“Ordinary Girls” is a Book written by Jaquira Diaz, a Puerto Rican woman who deals with hardships with her family and grows up in poverty. In the second section of “Ordinary Girls” Jaquira is trying to help her mother who is constantly doing drugs and smoking cigarettes and not being a mother to her. She also talks about her brother being abusive towards her, and she would stand up for herself by fighting back. Jaquira talks about how mothers are supposed to be loving and caring and always be there for you, but her mother was just hurting her. “We’re supposed to love our mothers, we’re supposed to trust them and need them and miss them when they’re gone. But what if that same person, the one who’s supposed to love you more than anyone else in the world, the one who’s supposed to protect you, is also the one who hurts you the most?” (Diaz 58) She also talks about how her father wouldn’t fight back for them if her mother took them away, or when Jaquira would show bruises from her mother to her father or to even show a sign that he even cared. This shows how her parents are bad role models and are not being supportive, making her life lonely.

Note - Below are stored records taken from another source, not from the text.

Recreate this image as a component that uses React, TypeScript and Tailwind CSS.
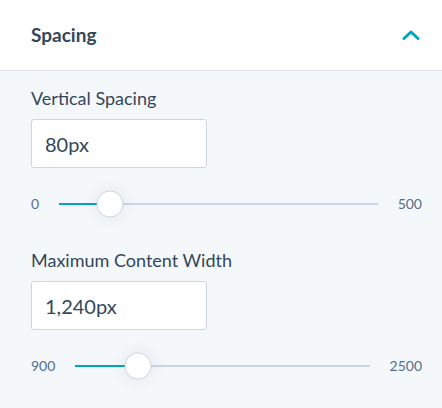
import React from "react";

function Slider({ min, max, value }: { min: number; max: number; value: number }) {
  const pct = ((value - min) / (max - min)) * 100;
  return (
    <div className="mt-[22px] flex h-[27px] items-center gap-5">
      <span className="text-[14px] text-[#516f90]">{min}</span>
      <div className="relative h-[2px] flex-1 bg-[#cbd6e2]">
        <div className="absolute left-0 top-0 h-[2px] bg-[#00a4bd]" style={{ width: `${pct}%` }} />
        <div
          className="absolute top-1/2 h-[27px] w-[27px] -translate-x-1/2 -translate-y-1/2 rounded-full border border-[#cbd6e2] bg-white shadow-[0_0_12px_4px_rgba(45,62,80,0.06)]"
          style={{ left: `${pct}%` }}
        />
      </div>
      <span className="text-[14px] text-[#516f90]">{max}</span>
    </div>
  );
}

function Field({ label, value }: { label: string; value: string }) {
  return (
    <div>
      <div className="text-[18px] leading-6 text-[#33475b]">{label}</div>
      <div className="mt-[9px] flex h-[49px] w-[176px] items-center rounded-[3px] border border-[#cbd6e2] bg-white px-[13px] text-[20px] text-[#33475b]">
        {value}
      </div>
    </div>
  );
}

export default function App() {
  return (
    <div className="h-[408px] w-[442px] overflow-hidden bg-[#f5f8fa]" style={{ fontFamily: "Lato, 'Noto Sans', sans-serif" }}>
      <div className="flex h-[71px] items-center justify-between border-b border-[#dfe3eb] bg-white pl-[31px] pr-[22px]">
        <span className="text-[19px] font-bold text-[#33475b]">Spacing</span>
        <svg width="18" height="12" viewBox="0 0 18 12" fill="none">
          <polyline points="2,9.5 9,3 16,9.5" stroke="#00a4bd" strokeWidth="3" strokeLinecap="round" strokeLinejoin="round" />
        </svg>
      </div>
      <div className="pl-[31px] pr-[20px] pt-[15px]">
        <Field label="Vertical Spacing" value="80px" />
        <Slider min={0} max={500} value={80} />
        <div className="mt-[31px]">
          <Field label="Maximum Content Width" value="1,240px" />
        </div>
        <Slider min={900} max={2500} value={1240} />
      </div>
    </div>
  );
}
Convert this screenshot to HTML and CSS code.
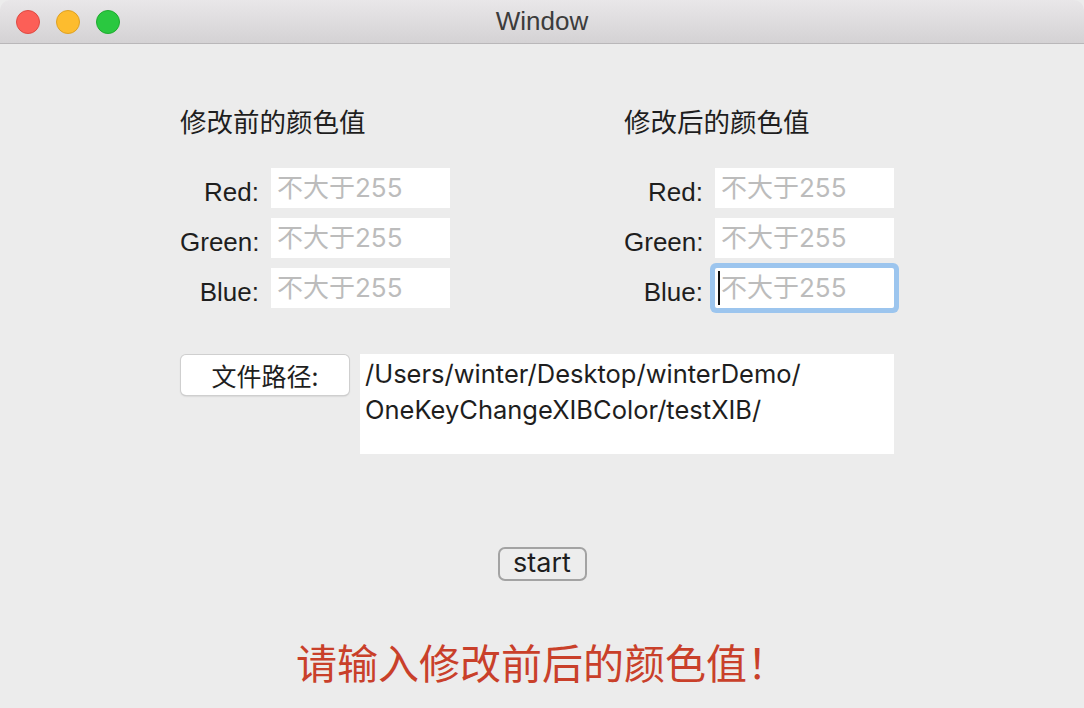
FILE: index.html
```html
<!DOCTYPE html>
<html lang="zh-CN">
<head>
  <meta charset="UTF-8" />
  <title>Window</title>
  <link rel="stylesheet" href="styles.css">
</head>
<body>

  <div class="title-bar">
    <div class="lights">
      <span class="light red"></span>
      <span class="light yellow"></span>
      <span class="light green"></span>
    </div>
    <div class="title">Window</div>
  </div>

  <div class="content">
    <div class="colors">
      <div class="color-col">
        <h3>修改前的颜色值</h3>
        <div class="field"><label>Red:</label><div class="input">不大于255</div></div>
        <div class="field"><label>Green:</label><div class="input">不大于255</div></div>
        <div class="field"><label>Blue:</label><div class="input">不大于255</div></div>
      </div>
      <div class="color-col">
        <h3>修改后的颜色值</h3>
        <div class="field"><label>Red:</label><div class="input">不大于255</div></div>
        <div class="field"><label>Green:</label><div class="input">不大于255</div></div>
        <div class="field"><label>Blue:</label><div class="input focused"><span class="caret"></span>不大于255</div></div>
      </div>
    </div>

    <div class="path-row">
      <button class="path-btn">文件路径:</button>
      <div class="path-box">/Users/winter/Desktop/winterDemo/<br>OneKeyChangeXIBColor/testXIB/</div>
    </div>

    <div class="start-row">
      <button class="start-btn">start</button>
    </div>

    <div class="message">请输入修改前后的颜色值！</div>
  </div>

</body>
</html>
```

FILE: styles.css
```css
body {
  margin: 0;
  background: #ececec;
  font-family: "Liberation Sans", "Noto Sans CJK SC", sans-serif;
  color: #1e1e1e;
  height: 708px;
  overflow: hidden;
}

.title-bar {
  height: 43px;
  background: linear-gradient(to bottom, #e9e7e9, #d4d2d4);
  border-bottom: 1px solid #b9b7b9;
  border-radius: 10px 10px 0 0;
  display: flex;
  align-items: center;
  position: relative;
}

.lights {
  display: flex;
  gap: 16px;
  padding-left: 16px;
}

.light {
  width: 24px;
  height: 24px;
  border-radius: 50%;
  box-sizing: border-box;
}

.light.red { background: #fc5f57; border: 1px solid #de4a42; }
.light.yellow { background: #fdbc2e; border: 1px solid #dea123; }
.light.green { background: #2ac840; border: 1px solid #1fab2f; }

.title {
  position: absolute;
  left: 0;
  right: 0;
  text-align: center;
  font-size: 26px;
  color: #3c3c3c;
}

.content {
  padding-top: 67px;
}

.colors {
  display: flex;
  gap: 174px;
  padding-left: 180px;
}

.color-col {
  width: 270px;
}

.color-col h3 {
  margin: -3px 0 34px 0;
  font-weight: normal;
  font-size: 26.5px;
  line-height: 26px;
  font-family: "Noto Sans CJK SC", sans-serif;
}

.field {
  display: flex;
  align-items: center;
  gap: 12px;
  margin-bottom: 10px;
}

.field label {
  width: 79px;
  text-align: right;
  font-size: 26px;
  padding-top: 9px;
}

.input {
  width: 179px;
  height: 40px;
  background: #fff;
  color: #bcbcbc;
  font-size: 26px;
  line-height: 38px;
  padding-left: 6px;
  padding-bottom: 1px;
  box-sizing: border-box;
  display: flex;
  align-items: center;
  font-family: "Inter", "Noto Sans CJK SC", sans-serif;
}

.input.focused {
  box-shadow: 0 0 0 5px #9cc5ee;
  border-radius: 2px;
  padding-left: 3px;
}

.caret {
  width: 2px;
  height: 34px;
  background: #111;
  margin-right: 1px;
}

.path-row {
  display: flex;
  align-items: flex-start;
  gap: 11px;
  padding-left: 181px;
  margin-top: 36px;
}

.path-btn {
  width: 168px;
  height: 40px;
  margin-top: 1px;
  background: #fff;
  border: none;
  border-radius: 5px;
  box-shadow: 0 0 0 1px #cfcfcf, 0 1px 2px rgba(0,0,0,0.25);
  font-family: "Noto Sans CJK SC", sans-serif;
  font-size: 25px;
  color: #1e1e1e;
  padding: 0;
}

.path-box {
  width: 534px;
  height: 100px;
  background: #fff;
  box-sizing: border-box;
  padding: 2px 5px;
  font-family: "Inter", sans-serif;
  font-size: 25.5px;
  line-height: 36px;
  color: #1e1e1e;
}

.start-row {
  display: flex;
  justify-content: center;
  margin-top: 93px;
}

.start-btn {
  width: 89px;
  height: 34px;
  background: #ededed;
  border: 2px solid #a3a3a3;
  border-radius: 7px;
  font-family: "Inter", sans-serif;
  font-size: 27px;
  color: #1e1e1e;
  padding: 0 0 2px 0;
  line-height: 28px;
}

.message {
  text-align: center;
  margin-top: 50px;
  font-family: "Noto Sans CJK SC", sans-serif;
  font-size: 41px;
  color: #c9402a;
}
```
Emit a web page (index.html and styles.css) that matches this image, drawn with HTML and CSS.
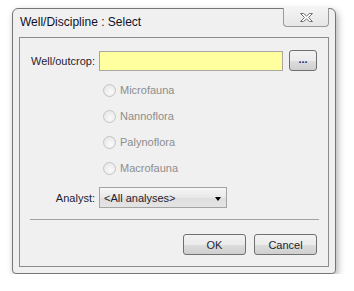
FILE: index.html
```html
<!DOCTYPE html>
<html lang="en">
<head>
  <meta charset="UTF-8" />
  <title>Well/Discipline : Select</title>
  <link rel="stylesheet" href="styles.css">
</head>
<body>
  <div class="window">
    <div class="titlebar">
      <span class="title">Well/Discipline : Select</span>
      <div class="close">
        <svg width="13" height="9" viewBox="0 0 13 9">
          <polygon points="0.5,0.5 3.5,0.5 6.5,3 9.5,0.5 12.5,0.5 8.5,4.5 12.5,8.5 9.5,8.5 6.5,6 3.5,8.5 0.5,8.5 4.5,4.5" fill="#fdfdfd" stroke="#707070" stroke-width="1" stroke-linejoin="round"/>
        </svg>
      </div>
    </div>
    <div class="panel">
      <div class="row">
        <label class="lbl">Well/outcrop:</label>
        <input class="well" type="text" />
        <button class="btn dots"><span>...</span></button>
      </div>
      <div class="radios">
        <div class="radio"><span class="circle"></span>Microfauna</div>
        <div class="radio"><span class="circle"></span>Nannoflora</div>
        <div class="radio"><span class="circle"></span>Palynoflora</div>
        <div class="radio"><span class="circle"></span>Macrofauna</div>
      </div>
      <div class="row analyst">
        <label class="lbl">Analyst:</label>
        <div class="combo">
          <span>&lt;All analyses&gt;</span>
          <span class="arrow"></span>
        </div>
      </div>
      <div class="sep"></div>
      <div class="actions">
        <button class="btn">OK</button>
        <button class="btn">Cancel</button>
      </div>
    </div>
  </div>
</body>
</html>
```

FILE: styles.css
```css
body {
  margin: 0;
  padding: 8px 0 0 12px;
  background-color: #fff;
  font-family: "Liberation Sans", Arial, sans-serif;
  font-size: 11px;
  color: #1e1e32;
}
.window {
  width: 310px;
  padding: 0 6px 6px;
  border: 1px solid #767676;
  border-radius: 6px 6px 4px 4px;
  background-color: #f0f0f0;
  box-shadow: 2px 3px 7px rgba(0, 0, 0, 0.3);
}
.titlebar {
  height: 28px;
  display: flex;
  justify-content: space-between;
  align-items: flex-start;
}
.title {
  padding-left: 1px;
  margin-top: 6px;
  font-size: 12px;
  color: #101028;
}
.close {
  width: 44px;
  height: 18px;
  margin-top: -1px;
  border: 1px solid #9a9a9a;
  border-top: none;
  border-radius: 0 0 4px 4px;
  background: linear-gradient(#f4f4f4, #e6e6e6);
  display: flex;
  justify-content: center;
  align-items: center;
}
.panel {
  border: 1px solid #8c8c8c;
  padding: 12px 11px 11px 10px;
}
.row {
  display: flex;
  align-items: center;
  height: 21px;
}
.lbl {
  width: 65px;
  margin-right: 4px;
  text-align: right;
  white-space: nowrap;
}
.well {
  width: 184px;
  height: 20px;
  box-sizing: border-box;
  margin: 0 6px 0 0;
  border: 1px solid #a8a8a0;
  background-color: #ffffa0;
  padding: 0;
}
.btn {
  height: 21px;
  width: 63px;
  padding: 0;
  border: 1px solid #707070;
  border-radius: 3px;
  background: linear-gradient(#f2f2f2 0%, #ebebeb 50%, #dddddd 51%, #cfcfcf 100%);
  font-family: "Liberation Sans", Arial, sans-serif;
  font-size: 11px;
  color: #1e1e32;
}
.dots {
  width: 28px;
  color: #2a2a80;
  font-weight: bold;
}
.dots span {
  position: relative;
  top: -2px;
}
.radios {
  margin: 6px 0 6px 73px;
}
.radio {
  height: 26px;
  display: flex;
  align-items: center;
  color: #8d8d8d;
}
.circle {
  width: 11px;
  height: 11px;
  margin-right: 4px;
  border: 1px solid #c4c4c4;
  border-radius: 50%;
  background: radial-gradient(circle at 60% 65%, #fafafa, #e2e2e2);
}
.combo {
  width: 128px;
  height: 21px;
  box-sizing: border-box;
  border: 1px solid #a4a4a4;
  background: linear-gradient(#f6f6f6, #e8e8e8 50%, #dedede 51%, #e4e4e4);
  display: flex;
  align-items: center;
  justify-content: space-between;
  padding: 0 5px 0 4px;
}
.arrow {
  width: 0;
  height: 0;
  margin-top: 2px;
  border-left: 3.5px solid transparent;
  border-right: 3.5px solid transparent;
  border-top: 4px solid #000;
}
.sep {
  margin: 11px -2px 0 0;
  border-top: 1px solid #a0a0a0;
}
.actions {
  margin-top: 14px;
  display: flex;
  justify-content: flex-end;
  gap: 8px;
}
```
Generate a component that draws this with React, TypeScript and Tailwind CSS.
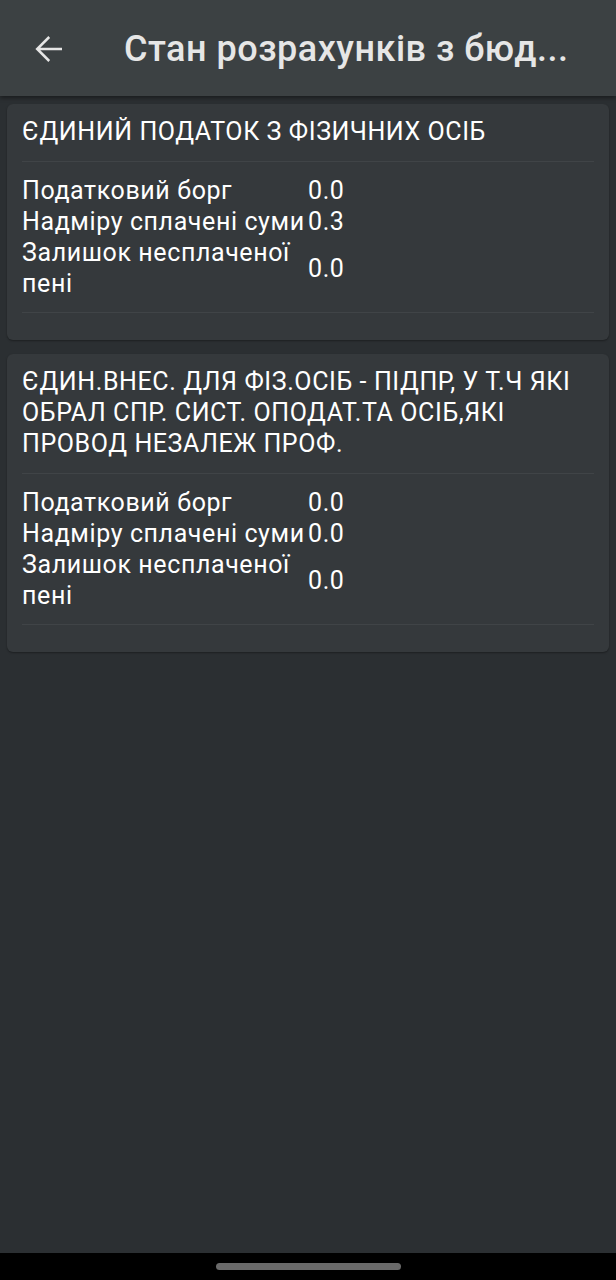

I liked reading your summary, I even see now that in the 3 books these mothers are not good mothers. In addition, Jaquira is very right when she said that sometimes the people we love the most are the ones who can hurt us the most, and it is true because that has happened to me with certain people.
Adrian, I’m glad to see that we both used the same piece of evidence. Which means that it stuck out to us and was significant to our responses. I do agree that her parents had a lot of issues that no child should have to experience, but no relationship is perfect. Yes, there were probably a thousand ways they could’ve handled their differences but, chose the worst way.